$f \colon \mathbb R^n \to \mathbb R$ is continuous everywhere, and continuously differentiable on $\mathbb R^{n} \setminus \{0\}$.
We are given $\lim _{x \to 0} \nabla f(x) = L \in \mathbb R^n$.
Show that $f$ is $C^1$.
This is equivalent to showing that $\nabla f(0) = L$.
I've managed to do this using single variable calculus MVT. Basically show that each coordinate of the gradient individually is equal to $L_i$.
Is there a way to do this using the multivariable MVT?
Let $\delta \in \mathbb R^n$.
$f(\delta) - f(0) = \langle \nabla f(\xi), \delta \rangle$ where $\xi$ is in the straight line connecting vectors $0$ and $\delta$.
I can't divide by $\delta$ and isolate $\nabla f(\xi)$ as it is a vector. Unlike the single variable case. Is there a way to make this argument work or do I actually have to go through the single variable cases?
My solution, in case you are interested (not relevant to the question):
Define $g_i\colon \mathbb R \to \mathbb R$ by $g_i(x)= f(0,0, \dots ,0, x,0,\dots, 0)$, zero everywhere except the $i$'th coordinate.

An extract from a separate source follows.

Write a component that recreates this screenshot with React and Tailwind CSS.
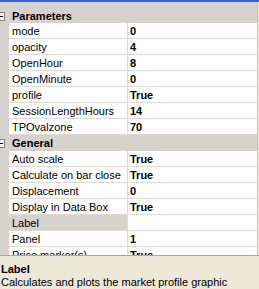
const groups = [
  {
    name: 'Parameters',
    rows: [
      ['mode', '0'],
      ['opacity', '4'],
      ['OpenHour', '8'],
      ['OpenMinute', '0'],
      ['profile', 'True'],
      ['SessionLengthHours', '14'],
      ['TPOvalzone', '70'],
    ],
  },
  {
    name: 'General',
    rows: [
      ['Auto scale', 'True'],
      ['Calculate on bar close', 'True'],
      ['Displacement', '0'],
      ['Display in Data Box', 'True'],
      ['Label', ''],
      ['Panel', '1'],
      ['Price marker(s)', 'True'],
    ],
  },
];

function Collapse() {
  return (
    <svg width="9" height="9" viewBox="0 0 9 9" className="ml-[-4px] mt-[2px] shrink-0">
      <rect x="0.5" y="0.5" width="8" height="8" fill="#fff" stroke="#7f7f7f" />
      <line x1="2" y1="4.5" x2="7" y2="4.5" stroke="#000" />
    </svg>
  );
}

function GroupHeader({ name, first }) {
  return (
    <div
      className={
        first
          ? 'flex h-[21px] items-start pt-[8px] bg-[#d6d3ce]'
          : 'flex h-[16px] items-start pt-[2px] bg-[#d6d3ce]'
      }
    >
      <div className="w-[9px] shrink-0 flex">
        <Collapse />
      </div>
      <span className="pl-[3px] font-bold leading-[13px]">{name}</span>
    </div>
  );
}

function Row({ label, value, selected }) {
  return (
    <div className="flex h-[16px]">
      <div className="w-[9px] shrink-0" />
      <div
        className={
          'w-[119px] shrink-0 h-[16px] border-b border-r border-[#dedbd5] pl-[3px] leading-[17px] whitespace-nowrap overflow-hidden ' +
          (selected ? 'bg-[#d6d3ce]' : 'bg-white')
        }
      >
        {label}
      </div>
      <div className="flex-1 h-[16px] bg-white border-b border-[#dedbd5] pl-[2px] leading-[17px] font-bold">
        {value}
      </div>
    </div>
  );
}

export default function App() {
  return (
    <div className="w-[259px] h-[289px] overflow-hidden flex flex-col bg-[#ece9d8] text-black text-[11px] font-['Liberation_Sans',Arial,sans-serif]">
      <div className="h-[2px] shrink-0 bg-[#3169d6]" />
      <div className="h-[253px] shrink-0 w-[258px] overflow-hidden bg-[#d6d3ce] border-r border-[#c9c6be]">
        {groups.map((g, gi) => (
          <div key={g.name}>
            <GroupHeader name={g.name} first={gi === 0} />
            {g.rows.map(([label, value]) => (
              <Row key={label} label={label} value={value} selected={label === 'Label'} />
            ))}
          </div>
        ))}
      </div>
      <div className="flex-1 border-t border-[#aca899] pt-[7px] pl-px leading-[13px]">
        <div className="font-bold">Label</div>
        <div className="whitespace-nowrap">Calculates and plots the market profile graphic</div>
      </div>
    </div>
  );
}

Then $\nabla f(0)_i =\lim _{\delta \to 0}\frac{g_i(\delta)-g_i(0)}{\delta} = \lim _{\delta \to 0} g_i'(\xi)$ where $\xi \in (0, \delta)$
As $\delta$ approaches zero, $\xi$ must approach zero as well, so this is equal to $\lim_{\xi \to 0} g_i'(\xi)$ which we were given is equal to $L_i$, and we are done.